Great technology and impeccable service is also a powerful combination. It allows consumers to upgrade and lower their costs with the net result of being more inclusive, better connected, more informed and increasingly empowered.

Finally, the industry

The Financial Stability Board, which helps oversee finance at a global level, has highlighted how technology contributes to a financial system that is inclusive, efficient, effective and resilient.

Supervision and stability are vital aspects, key to the financial system. Technology has an impact on both. For supervisors, technology reinforces competition with, for instance, faster settlement and more efficient capital allocation.

In terms of stability, technology allows more diverse business models and alternative providers. However, a challenge emerges in terms of data. The combination of enhanced technology and data allows new correlations between financial series to be identified, possibly leading to herding behaviour and new risks.

There are many other areas, too. A necessity, is the importance of data democracy and security of data. Also, technology has focused attention on crypto-currencies and the importance of the need for appropriate regulation in this area. In addition to FinTech, London has seen the growth of RegTech and of technology-driven regulation.

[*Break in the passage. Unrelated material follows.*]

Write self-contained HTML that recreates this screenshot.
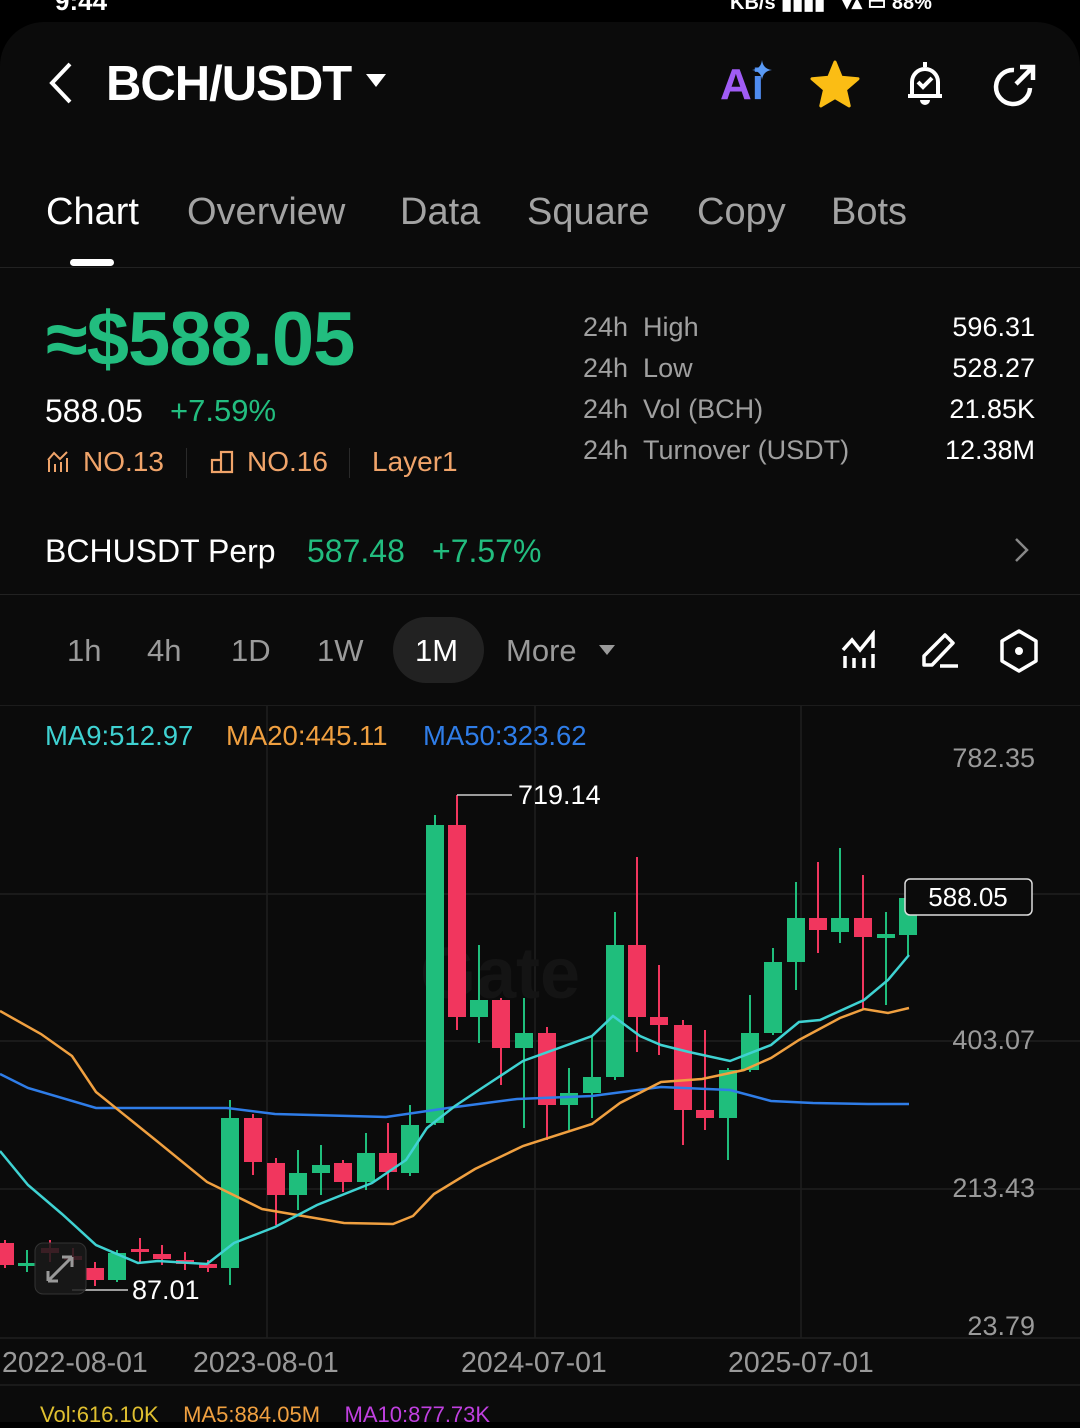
<!DOCTYPE html>
<html><head><meta charset="utf-8"><style>
*{margin:0;padding:0;box-sizing:border-box}
body{width:1080px;height:1407px;background:#000;overflow:hidden;font-family:"Liberation Sans",sans-serif;color:#fff;position:relative}
.card{position:absolute;left:0;top:22px;width:1080px;height:1400px;background:#0b0b0b;border-radius:44px 44px 0 0}
.a{position:absolute;white-space:nowrap}
.tab{position:absolute;top:191px;font-size:38px;color:#a3a3a3}
.g{color:#22bd7f}
.o{color:#f0a46a}
.lbl{color:#a0a0a0;font-size:27px}
.val{font-size:27px;color:#fff;right:45px}
.tf{position:absolute;top:633px;font-size:31px;color:#9a9a9a}
</style></head><body>
<div class="a" style="left:55px;top:-14px;font-size:26px;font-weight:bold">9:44</div>
<div class="a" style="left:730px;top:-10px;font-size:20px;font-weight:bold">KB/s ▮▮▮▮ &nbsp; ▾▴ ▭ 88%</div>
<div class="card"></div>

<svg class="a" style="left:44px;top:60px" width="32" height="46"><path d="M26 4 L8 23 L26 42" stroke="#fff" stroke-width="4" fill="none"/></svg>
<div class="a" style="left:106px;top:56px;font-size:49px;font-weight:bold;letter-spacing:-1px">BCH/USDT</div>
<svg class="a" style="left:366px;top:74px" width="20" height="14"><path d="M0 0 H20 L10 13Z" fill="#fff"/></svg>

<div class="a" style="left:720px;top:60px;font-size:44px;font-weight:bold;color:#a05cf5">A<span style="color:#4f8cf0">i</span></div>
<svg class="a" style="left:752px;top:60px" width="20" height="20"><path d="M10 0 Q11 9 20 10 Q11 11 10 20 Q9 11 0 10 Q9 9 10 0Z" fill="#5a9af5"/></svg>
<svg class="a" style="left:810px;top:60px" width="50" height="48" viewBox="0 0 24 23"><path d="M12 1 L15 8.3 L23 9 L17 14.2 L18.8 22 L12 18 L5.2 22 L7 14.2 L1 9 L9 8.3Z" fill="#fbbd14" stroke="#fbbd14" stroke-linejoin="round" stroke-width="1.5"/></svg>
<svg class="a" style="left:900px;top:58px" width="50" height="52" viewBox="0 0 50 52"><path d="M8 38 H42 M12 38 V24 A13 13 0 0 1 38 24 V38" stroke="#fff" stroke-width="4" fill="none"/><path d="M25 4 V9" stroke="#fff" stroke-width="4"/><path d="M20 42 A5 5 0 0 0 30 42Z" fill="#fff"/><path d="M18 24 L23 29 L32 20" stroke="#fff" stroke-width="4" fill="none"/></svg>
<svg class="a" style="left:990px;top:60px" width="50" height="50" viewBox="0 0 50 50"><path d="M40 28 A17 17 0 1 1 24 10" stroke="#fff" stroke-width="4.5" fill="none"/><path d="M26 24 L42 8 M30 7 H43 V20" stroke="#fff" stroke-width="4.5" fill="none"/></svg>

<div class="tab" style="left:46px;color:#fff">Chart</div>
<div class="tab" style="left:187px">Overview</div>
<div class="tab" style="left:400px">Data</div>
<div class="tab" style="left:527px">Square</div>
<div class="tab" style="left:697px">Copy</div>
<div class="tab" style="left:831px">Bots</div>
<div class="a" style="left:70px;top:259px;width:44px;height:7px;border-radius:4px;background:#fff"></div>
<div class="a" style="left:0;top:267px;width:1080px;height:1px;background:#222"></div>

<div class="a g" style="left:46px;top:296px;font-size:76px;font-weight:bold;letter-spacing:-1px">≈$588.05</div>
<div class="a" style="left:45px;top:393px;font-size:32px">588.05</div>
<div class="a g" style="left:170px;top:393px;font-size:31px">+7.59%</div>
<svg class="a" style="left:46px;top:450px" width="24" height="24"><path d="M3 22 V10 M9 22 V14 M15 22 V12 M21 22 V8 M2 10 L8 3 L14 9 L21 2" stroke="#f0a46a" stroke-width="2" fill="none"/></svg>
<div class="a o" style="left:83px;top:446px;font-size:28px">NO.13</div>
<div class="a" style="left:186px;top:448px;width:1px;height:30px;background:#2a2a2a"></div>
<svg class="a" style="left:210px;top:450px" width="24" height="24"><path d="M2 22 H22 V2 H11 V10 H2Z M11 10 V22" stroke="#f0a46a" stroke-width="2.2" fill="none"/></svg>
<div class="a o" style="left:247px;top:446px;font-size:28px">NO.16</div>
<div class="a" style="left:349px;top:448px;width:1px;height:30px;background:#2a2a2a"></div>
<div class="a o" style="left:372px;top:446px;font-size:28px">Layer1</div>

<div class="a lbl" style="left:583px;top:312px">24h&nbsp;&nbsp;High</div>
<div class="a lbl" style="left:583px;top:353px">24h&nbsp;&nbsp;Low</div>
<div class="a lbl" style="left:583px;top:394px">24h&nbsp;&nbsp;Vol (BCH)</div>
<div class="a lbl" style="left:583px;top:435px">24h&nbsp;&nbsp;Turnover (USDT)</div>
<div class="a val" style="top:312px">596.31</div>
<div class="a val" style="top:353px">528.27</div>
<div class="a val" style="top:394px">21.85K</div>
<div class="a val" style="top:435px">12.38M</div>

<div class="a" style="left:45px;top:533px;font-size:32px">BCHUSDT Perp</div>
<div class="a g" style="left:307px;top:533px;font-size:32px">587.48</div>
<div class="a g" style="left:432px;top:533px;font-size:32px">+7.57%</div>
<svg class="a" style="left:1012px;top:536px" width="20" height="28"><path d="M4 3 L15 14 L4 25" stroke="#888" stroke-width="2.5" fill="none"/></svg>
<div class="a" style="left:0;top:594px;width:1080px;height:1px;background:#222"></div>

<div class="tf" style="left:67px">1h</div>
<div class="tf" style="left:147px">4h</div>
<div class="tf" style="left:231px">1D</div>
<div class="tf" style="left:317px">1W</div>
<div class="a" style="left:393px;top:617px;width:91px;height:66px;border-radius:33px;background:#222"></div>
<div class="tf" style="left:415px;color:#fff">1M</div>
<div class="tf" style="left:506px">More</div>
<svg class="a" style="left:599px;top:645px" width="16" height="11"><path d="M0 0 H16 L8 10Z" fill="#9a9a9a"/></svg>
<svg class="a" style="left:840px;top:630px" width="40" height="40"><path d="M5 38 V26 M14 38 V28 M24 38 V28 M33 38 V24 M3 20 L12 10 L20 20 L33 4 V18" stroke="#fff" stroke-width="3.5" fill="none"/></svg>
<svg class="a" style="left:920px;top:630px" width="40" height="40"><path d="M4 35 V26 L25 5 L33 13 L12 35Z M20 36 H38" stroke="#fff" stroke-width="3.5" fill="none" stroke-linejoin="round"/></svg>
<svg class="a" style="left:1000px;top:628px" width="40" height="46"><path d="M19 3 L36 13 V33 L19 43 L2 33 V13Z" stroke="#fff" stroke-width="3.5" fill="none" stroke-linejoin="round"/><circle cx="19" cy="23" r="4" fill="#fff"/></svg>
<div class="a" style="left:0;top:705px;width:1080px;height:1px;background:#1c1c1c"></div>

<svg class="a" style="left:0;top:0" width="1080" height="1407">
<g stroke="#1f1f1f" stroke-width="1.5">
<line x1="0" y1="894" x2="1080" y2="894"/><line x1="0" y1="1041" x2="1080" y2="1041"/><line x1="0" y1="1189" x2="1080" y2="1189"/>
<line x1="267" y1="706" x2="267" y2="1338"/><line x1="535" y1="706" x2="535" y2="1338"/><line x1="801" y1="706" x2="801" y2="1338"/>
<line x1="0" y1="1338" x2="1080" y2="1338"/><line x1="0" y1="1385" x2="1080" y2="1385"/>
</g>
<text x="420" y="998" font-size="72" font-weight="bold" fill="#141414" font-family="Liberation Sans">Gate</text>
<g id="c"></g>
<polyline fill="none" stroke="#2f7de8" stroke-width="2.5" points="0,1074 28,1088 96,1108 227,1108 275,1114 386,1117 448,1108 517,1099 592,1096 661,1087 730,1090 771,1101 813,1103 868,1104 909,1104"/>
<polyline fill="none" stroke="#f0a040" stroke-width="2.5" points="0,1011 41,1034 72,1056 96,1092 158,1142 207,1182 262,1209 344,1223 393,1224 413,1216 434,1194 475,1169 523,1146 592,1124 620,1103 661,1082 702,1079 744,1070 771,1058 799,1040 840,1018 864,1009 888,1013 909,1008"/>
<polyline fill="none" stroke="#3fd2d2" stroke-width="2.5" points="0,1151 28,1185 62,1214 96,1245 138,1263 158,1261 207,1264 234,1243 275,1227 317,1205 372,1183 406,1160 427,1128 455,1106 482,1088 523,1061 592,1036 613,1016 640,1036 661,1045 689,1052 730,1061 771,1045 799,1022 820,1020 864,1000 888,980 909,955"/>
<path d="M457 795 V795 H512" stroke="#ccc" stroke-width="1.5" fill="none"/>
<path d="M72 1290 H128" stroke="#ccc" stroke-width="1.5" fill="none"/>
<g font-family="Liberation Sans" font-size="27">
<text x="518" y="804" fill="#fff">719.14</text>
<text x="132" y="1299" fill="#fff">87.01</text>
<text x="1035" y="767" fill="#9a9a9a" text-anchor="end">782.35</text>
<text x="1035" y="1049" fill="#9a9a9a" text-anchor="end">403.07</text>
<text x="1035" y="1197" fill="#9a9a9a" text-anchor="end">213.43</text>
<text x="1035" y="1335" fill="#9a9a9a" text-anchor="end">23.79</text>
</g>
<g font-family="Liberation Sans" font-size="28.5" fill="#9a9a9a">
<text x="2" y="1372">2022-08-01</text>
<text x="193" y="1372">2023-08-01</text>
<text x="461" y="1372">2024-07-01</text>
<text x="728" y="1372">2025-07-01</text>
</g>
<g font-family="Liberation Sans" font-size="27.5">
<text x="45" y="745" fill="#3fd2d2">MA9:512.97</text>
<text x="226" y="745" fill="#f0a040">MA20:445.11</text>
<text x="423" y="745" fill="#2f7de8">MA50:323.62</text>
</g>
<rect x="905" y="879" width="127" height="36" rx="5" fill="#0b0b0b" stroke="#ddd" stroke-width="1.5"/>
<text x="968" y="906" font-size="26" fill="#fff" text-anchor="middle" font-family="Liberation Sans">588.05</text>
<rect x="35" y="1243" width="51" height="51" rx="8" fill="#1a1a1a" fill-opacity=".85" stroke="#333"/>
<path d="M48 1281 L72 1257 M48 1281 V1271 M48 1281 H58 M72 1257 V1267 M72 1257 H62" stroke="#999" stroke-width="3" fill="none"/>
</svg>
<div class="a" style="left:40px;top:1402px;font-size:22px;color:#e0c030">Vol:616.10K &nbsp;&nbsp; <span style="color:#f0a040">MA5:884.05M</span> &nbsp;&nbsp; <span style="color:#c040e0">MA10:877.73K</span></div>
<script>
var d=[[5,'r',1243,1265,1240,1268],[27,'g',1263,1266,1250,1272],[50,'r',1248,1253,1240,1262],[73,'r',1256,1260,1248,1265],[95,'r',1268,1280,1262,1286],[117,'g',1253,1280,1250,1282],[140,'r',1249,1252,1238,1262],[162,'r',1254,1259,1245,1265],[185,'r',1260,1264,1252,1270],[208,'r',1264,1268,1260,1272],[230,'g',1118,1268,1100,1285],[253,'r',1118,1162,1114,1175],[276,'r',1163,1195,1158,1225],[298,'g',1173,1195,1150,1210],[321,'g',1165,1173,1145,1195],[343,'r',1163,1182,1160,1192],[366,'g',1153,1182,1133,1190],[388,'r',1153,1172,1123,1190],[410,'g',1125,1173,1105,1176],[435,'g',825,1123,815,1125],[457,'r',825,1017,795,1030],[479,'g',1000,1017,945,1043],[501,'r',1000,1048,998,1085],[524,'g',1033,1048,998,1128],[547,'r',1033,1105,1027,1140],[569,'g',1093,1105,1068,1130],[592,'g',1077,1093,1037,1118],[615,'g',945,1077,912,1080],[637,'r',945,1017,857,1052],[659,'r',1017,1025,965,1055],[683,'r',1025,1110,1020,1145],[705,'r',1110,1118,1030,1130],[728,'g',1070,1118,1068,1160],[750,'g',1033,1070,995,1072],[773,'g',962,1033,948,1035],[796,'g',918,962,882,990],[818,'r',918,930,862,953],[840,'g',918,932,848,943],[863,'r',918,937,875,1010],[886,'g',934,938,912,1005],[908,'g',898,935,897,955]];
var s='';d.forEach(function(c){var col=c[1]=='g'?'#1fbe7c':'#f1365e';s+='<line x1="'+c[0]+'" x2="'+c[0]+'" y1="'+c[4]+'" y2="'+c[5]+'" stroke="'+col+'" stroke-width="2"/><rect x="'+(c[0]-9)+'" y="'+c[2]+'" width="18" height="'+Math.max(3,c[3]-c[2])+'" fill="'+col+'"/>';});
document.getElementById('c').innerHTML=s;
</script>
</body></html>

To conclude – I have focused on technology and its importance for innovative finance in London and the impact on providers, consumers and the wider industry.

But we should also recognise the importance of these effects on wider economic and financial issues. For instance, given the hosts of this event, the future relationship between China and the UK. This year sees the 40th anniversary of the opening up of China’s economy. As China moves to its next stage of development, the UK will have much to offer, given its expertise in business, professional and financial services. Future flows will also be two way, as China looks abroad, including to the UK, seeking asset, brand and technology investments. This points to a strong future UK-China relationship, with London playing a leading role.